▶ **DATA SHOWN**:
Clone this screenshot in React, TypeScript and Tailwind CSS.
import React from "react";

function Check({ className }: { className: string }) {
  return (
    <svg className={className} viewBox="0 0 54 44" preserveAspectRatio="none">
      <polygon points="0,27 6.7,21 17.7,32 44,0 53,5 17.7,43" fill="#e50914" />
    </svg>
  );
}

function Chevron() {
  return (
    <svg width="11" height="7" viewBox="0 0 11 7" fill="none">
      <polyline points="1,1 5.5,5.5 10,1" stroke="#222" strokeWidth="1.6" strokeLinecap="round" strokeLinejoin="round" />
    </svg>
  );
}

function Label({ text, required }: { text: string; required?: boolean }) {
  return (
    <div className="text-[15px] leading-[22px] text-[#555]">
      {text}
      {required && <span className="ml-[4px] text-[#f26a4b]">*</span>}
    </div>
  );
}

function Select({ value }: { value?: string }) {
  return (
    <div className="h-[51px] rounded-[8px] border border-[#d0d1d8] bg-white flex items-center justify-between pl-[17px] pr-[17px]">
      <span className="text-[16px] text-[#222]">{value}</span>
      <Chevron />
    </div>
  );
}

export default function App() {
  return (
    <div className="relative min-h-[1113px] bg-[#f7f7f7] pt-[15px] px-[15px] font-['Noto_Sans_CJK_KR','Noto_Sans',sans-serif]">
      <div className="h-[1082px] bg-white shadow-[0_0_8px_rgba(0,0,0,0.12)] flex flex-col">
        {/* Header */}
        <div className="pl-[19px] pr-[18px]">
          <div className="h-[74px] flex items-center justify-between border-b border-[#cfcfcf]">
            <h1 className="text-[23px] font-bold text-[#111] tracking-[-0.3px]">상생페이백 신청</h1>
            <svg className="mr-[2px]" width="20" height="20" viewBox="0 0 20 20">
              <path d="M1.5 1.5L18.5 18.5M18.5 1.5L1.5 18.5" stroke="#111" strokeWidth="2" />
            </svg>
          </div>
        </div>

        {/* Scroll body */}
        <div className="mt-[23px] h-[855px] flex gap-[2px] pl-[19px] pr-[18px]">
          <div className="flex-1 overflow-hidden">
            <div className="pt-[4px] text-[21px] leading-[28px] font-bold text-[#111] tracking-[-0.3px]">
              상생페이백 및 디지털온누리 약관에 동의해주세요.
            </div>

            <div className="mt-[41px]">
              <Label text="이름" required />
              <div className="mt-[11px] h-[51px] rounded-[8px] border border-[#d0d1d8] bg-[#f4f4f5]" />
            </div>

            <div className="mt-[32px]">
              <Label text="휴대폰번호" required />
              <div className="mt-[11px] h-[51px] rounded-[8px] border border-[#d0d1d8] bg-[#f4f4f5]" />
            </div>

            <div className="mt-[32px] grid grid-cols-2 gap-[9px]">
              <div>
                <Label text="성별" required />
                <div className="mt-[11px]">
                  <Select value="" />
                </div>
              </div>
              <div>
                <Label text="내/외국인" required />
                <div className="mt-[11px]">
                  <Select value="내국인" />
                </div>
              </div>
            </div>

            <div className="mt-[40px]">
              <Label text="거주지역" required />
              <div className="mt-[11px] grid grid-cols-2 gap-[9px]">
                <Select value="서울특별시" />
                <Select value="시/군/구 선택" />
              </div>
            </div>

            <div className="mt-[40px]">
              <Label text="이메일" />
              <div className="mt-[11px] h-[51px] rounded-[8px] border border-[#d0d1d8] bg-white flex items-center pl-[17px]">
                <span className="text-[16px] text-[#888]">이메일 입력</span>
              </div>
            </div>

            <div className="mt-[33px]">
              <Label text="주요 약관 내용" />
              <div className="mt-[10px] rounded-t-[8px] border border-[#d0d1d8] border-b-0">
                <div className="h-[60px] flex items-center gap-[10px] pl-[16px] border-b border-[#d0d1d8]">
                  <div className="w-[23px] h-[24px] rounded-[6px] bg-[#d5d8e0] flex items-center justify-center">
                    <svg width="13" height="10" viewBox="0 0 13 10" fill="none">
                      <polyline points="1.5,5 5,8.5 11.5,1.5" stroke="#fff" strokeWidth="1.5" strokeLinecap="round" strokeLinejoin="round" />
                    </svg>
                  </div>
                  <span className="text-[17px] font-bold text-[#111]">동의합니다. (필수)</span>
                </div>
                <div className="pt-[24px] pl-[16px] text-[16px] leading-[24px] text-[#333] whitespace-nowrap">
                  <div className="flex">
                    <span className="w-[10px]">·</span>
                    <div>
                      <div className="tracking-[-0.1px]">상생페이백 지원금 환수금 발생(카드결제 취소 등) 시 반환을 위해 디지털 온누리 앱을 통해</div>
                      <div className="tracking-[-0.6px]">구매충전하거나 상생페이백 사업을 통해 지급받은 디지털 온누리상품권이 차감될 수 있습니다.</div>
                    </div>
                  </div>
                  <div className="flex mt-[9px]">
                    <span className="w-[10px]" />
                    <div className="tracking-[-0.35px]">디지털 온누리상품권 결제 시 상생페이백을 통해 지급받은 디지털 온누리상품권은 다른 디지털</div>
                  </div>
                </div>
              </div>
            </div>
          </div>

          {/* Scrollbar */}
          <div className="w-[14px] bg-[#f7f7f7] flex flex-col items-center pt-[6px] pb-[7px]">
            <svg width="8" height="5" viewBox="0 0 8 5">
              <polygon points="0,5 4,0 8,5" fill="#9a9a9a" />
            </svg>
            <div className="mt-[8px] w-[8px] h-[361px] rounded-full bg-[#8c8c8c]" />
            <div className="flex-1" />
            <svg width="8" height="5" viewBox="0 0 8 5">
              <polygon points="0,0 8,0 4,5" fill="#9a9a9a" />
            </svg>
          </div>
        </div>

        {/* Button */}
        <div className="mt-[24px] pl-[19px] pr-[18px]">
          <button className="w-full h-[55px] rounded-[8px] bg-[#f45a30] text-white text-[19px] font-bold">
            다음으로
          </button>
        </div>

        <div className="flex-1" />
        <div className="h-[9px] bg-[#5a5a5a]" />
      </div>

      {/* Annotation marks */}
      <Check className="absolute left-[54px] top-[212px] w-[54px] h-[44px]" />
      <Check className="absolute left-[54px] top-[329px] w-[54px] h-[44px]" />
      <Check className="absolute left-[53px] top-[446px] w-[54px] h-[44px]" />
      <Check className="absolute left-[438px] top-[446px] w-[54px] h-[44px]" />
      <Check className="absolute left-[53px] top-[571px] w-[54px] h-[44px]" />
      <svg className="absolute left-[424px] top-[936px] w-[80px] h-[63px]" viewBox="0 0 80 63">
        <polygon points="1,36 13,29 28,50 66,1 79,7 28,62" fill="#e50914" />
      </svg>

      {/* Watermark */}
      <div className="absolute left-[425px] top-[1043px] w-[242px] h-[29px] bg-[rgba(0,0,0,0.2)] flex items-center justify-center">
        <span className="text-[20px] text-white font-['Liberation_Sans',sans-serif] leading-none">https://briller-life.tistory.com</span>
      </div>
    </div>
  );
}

▶ **EXERCISE AIM**:
Write the complete data out, exactly as above.

▶ **EXERCISE RESULT**:
Clone this screenshot in React, TypeScript and Tailwind CSS.
import React from "react";

function Check({ className }: { className: string }) {
  return (
    <svg className={className} viewBox="0 0 54 44" preserveAspectRatio="none">
      <polygon points="0,27 6.7,21 17.7,32 44,0 53,5 17.7,43" fill="#e50914" />
    </svg>
  );
}

function Chevron() {
  return (
    <svg width="11" height="7" viewBox="0 0 11 7" fill="none">
      <polyline points="1,1 5.5,5.5 10,1" stroke="#222" strokeWidth="1.6" strokeLinecap="round" strokeLinejoin="round" />
    </svg>
  );
}

function Label({ text, required }: { text: string; required?: boolean }) {
  return (
    <div className="text-[15px] leading-[22px] text-[#555]">
      {text}
      {required && <span className="ml-[4px] text-[#f26a4b]">*</span>}
    </div>
  );
}

function Select({ value }: { value?: string }) {
  return (
    <div className="h-[51px] rounded-[8px] border border-[#d0d1d8] bg-white flex items-center justify-between pl-[17px] pr-[17px]">
      <span className="text-[16px] text-[#222]">{value}</span>
      <Chevron />
    </div>
  );
}

export default function App() {
  return (
    <div className="relative min-h-[1113px] bg-[#f7f7f7] pt-[15px] px-[15px] font-['Noto_Sans_CJK_KR','Noto_Sans',sans-serif]">
      <div className="h-[1082px] bg-white shadow-[0_0_8px_rgba(0,0,0,0.12)] flex flex-col">
        {/* Header */}
        <div className="pl-[19px] pr-[18px]">
          <div className="h-[74px] flex items-center justify-between border-b border-[#cfcfcf]">
            <h1 className="text-[23px] font-bold text-[#111] tracking-[-0.3px]">상생페이백 신청</h1>
            <svg className="mr-[2px]" width="20" height="20" viewBox="0 0 20 20">
              <path d="M1.5 1.5L18.5 18.5M18.5 1.5L1.5 18.5" stroke="#111" strokeWidth="2" />
            </svg>
          </div>
        </div>

        {/* Scroll body */}
        <div className="mt-[23px] h-[855px] flex gap-[2px] pl-[19px] pr-[18px]">
          <div className="flex-1 overflow-hidden">
            <div className="pt-[4px] text-[21px] leading-[28px] font-bold text-[#111] tracking-[-0.3px]">
              상생페이백 및 디지털온누리 약관에 동의해주세요.
            </div>

            <div className="mt-[41px]">
              <Label text="이름" required />
              <div className="mt-[11px] h-[51px] rounded-[8px] border border-[#d0d1d8] bg-[#f4f4f5]" />
            </div>

            <div className="mt-[32px]">
              <Label text="휴대폰번호" required />
              <div className="mt-[11px] h-[51px] rounded-[8px] border border-[#d0d1d8] bg-[#f4f4f5]" />
            </div>

            <div className="mt-[32px] grid grid-cols-2 gap-[9px]">
              <div>
                <Label text="성별" required />
                <div className="mt-[11px]">
                  <Select value="" />
                </div>
              </div>
              <div>
                <Label text="내/외국인" required />
                <div className="mt-[11px]">
                  <Select value="내국인" />
                </div>
              </div>
            </div>

            <div className="mt-[40px]">
              <Label text="거주지역" required />
              <div className="mt-[11px] grid grid-cols-2 gap-[9px]">
                <Select value="서울특별시" />
                <Select value="시/군/구 선택" />
              </div>
            </div>

            <div className="mt-[40px]">
              <Label text="이메일" />
              <div className="mt-[11px] h-[51px] rounded-[8px] border border-[#d0d1d8] bg-white flex items-center pl-[17px]">
                <span className="text-[16px] text-[#888]">이메일 입력</span>
              </div>
            </div>

            <div className="mt-[33px]">
              <Label text="주요 약관 내용" />
              <div className="mt-[10px] rounded-t-[8px] border border-[#d0d1d8] border-b-0">
                <div className="h-[60px] flex items-center gap-[10px] pl-[16px] border-b border-[#d0d1d8]">
                  <div className="w-[23px] h-[24px] rounded-[6px] bg-[#d5d8e0] flex items-center justify-center">
                    <svg width="13" height="10" viewBox="0 0 13 10" fill="none">
                      <polyline points="1.5,5 5,8.5 11.5,1.5" stroke="#fff" strokeWidth="1.5" strokeLinecap="round" strokeLinejoin="round" />
                    </svg>
                  </div>
                  <span className="text-[17px] font-bold text-[#111]">동의합니다. (필수)</span>
                </div>
                <div className="pt-[24px] pl-[16px] text-[16px] leading-[24px] text-[#333] whitespace-nowrap">
                  <div className="flex">
                    <span className="w-[10px]">·</span>
                    <div>
                      <div className="tracking-[-0.1px]">상생페이백 지원금 환수금 발생(카드결제 취소 등) 시 반환을 위해 디지털 온누리 앱을 통해</div>
                      <div className="tracking-[-0.6px]">구매충전하거나 상생페이백 사업을 통해 지급받은 디지털 온누리상품권이 차감될 수 있습니다.</div>
                    </div>
                  </div>
                  <div className="flex mt-[9px]">
                    <span className="w-[10px]" />
                    <div className="tracking-[-0.35px]">디지털 온누리상품권 결제 시 상생페이백을 통해 지급받은 디지털 온누리상품권은 다른 디지털</div>
                  </div>
                </div>
              </div>
            </div>
          </div>

          {/* Scrollbar */}
          <div className="w-[14px] bg-[#f7f7f7] flex flex-col items-center pt-[6px] pb-[7px]">
            <svg width="8" height="5" viewBox="0 0 8 5">
              <polygon points="0,5 4,0 8,5" fill="#9a9a9a" />
            </svg>
            <div className="mt-[8px] w-[8px] h-[361px] rounded-full bg-[#8c8c8c]" />
            <div className="flex-1" />
            <svg width="8" height="5" viewBox="0 0 8 5">
              <polygon points="0,0 8,0 4,5" fill="#9a9a9a" />
            </svg>
          </div>
        </div>

        {/* Button */}
        <div className="mt-[24px] pl-[19px] pr-[18px]">
          <button className="w-full h-[55px] rounded-[8px] bg-[#f45a30] text-white text-[19px] font-bold">
            다음으로
          </button>
        </div>

        <div className="flex-1" />
        <div className="h-[9px] bg-[#5a5a5a]" />
      </div>

      {/* Annotation marks */}
      <Check className="absolute left-[54px] top-[212px] w-[54px] h-[44px]" />
      <Check className="absolute left-[54px] top-[329px] w-[54px] h-[44px]" />
      <Check className="absolute left-[53px] top-[446px] w-[54px] h-[44px]" />
      <Check className="absolute left-[438px] top-[446px] w-[54px] h-[44px]" />
      <Check className="absolute left-[53px] top-[571px] w-[54px] h-[44px]" />
      <svg className="absolute left-[424px] top-[936px] w-[80px] h-[63px]" viewBox="0 0 80 63">
        <polygon points="1,36 13,29 28,50 66,1 79,7 28,62" fill="#e50914" />
      </svg>

      {/* Watermark */}
      <div className="absolute left-[425px] top-[1043px] w-[242px] h-[29px] bg-[rgba(0,0,0,0.2)] flex items-center justify-center">
        <span className="text-[20px] text-white font-['Liberation_Sans',sans-serif] leading-none">https://briller-life.tistory.com</span>
      </div>
    </div>
  );
}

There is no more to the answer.